Trying to verify geo1_unroll will yield a counter-example to verification. Because this is loop unrolling, it is a true counter-example to init_c + 0.99 being an upper bound. On the other hand, if you change k = 11, then the program verifies. But this tells you nothing about the actual program semantics.

caution

Remember that correctness of encoding BMC here depends on the fact that we encoded a sound under-approximation on a least fixpoint in a coproc. If you over-approximate in this program, e.g. using additional coassert statements or coproc calls, then you might get spurious counterexamples again. Then BMC would be useless!

info

The @unroll annotation only provides a sound under-approximation for the wp and ert calculi and only a sound over-approximation for wlp (cf. calculus annotations). The calculus annotations check soundness in the limited sense that verification implies that the specification holds for the original program. Therefore, the calculus annotations would not allow the above combination of coproc with the @wp annotation.

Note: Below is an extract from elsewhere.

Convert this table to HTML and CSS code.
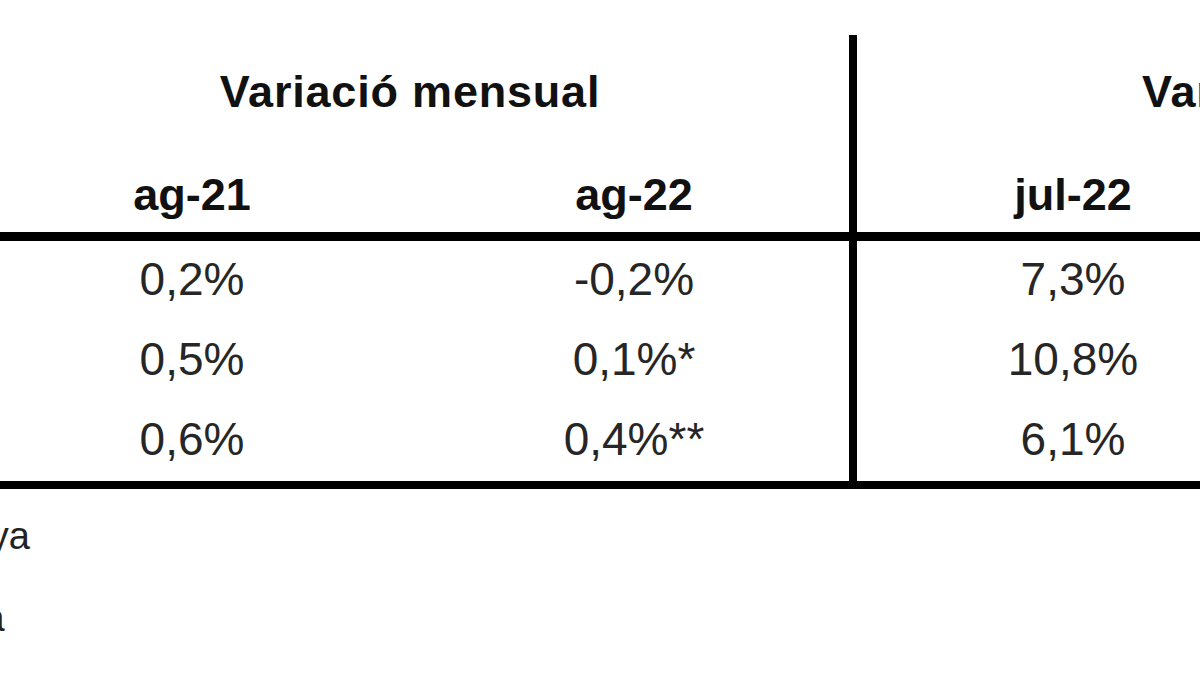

However, here it is still correct to under-approximate the wp and then conclude from a counter-example of an upper bound (coproc) that the upper bound is not valid for the original program! But calculus annotations do not support the task of checking for sound refutations yet.

Soundness

See Latticed k-Induction with an Application to Probabilistic Programs (CAV 2021) for more information on the theory of bounded model checking on probabilistic programs.

One needs to be very careful in choosing the terminator such that @unroll actually approximates the correct fixed-point corresponding to the desired semantics (see Usage).

Notice that you cannot under-approximate a greatest fixed-point semantics or over-approximate a least fixed-point semantics with loop unrolling, in contrast to the other proof rules such as induction.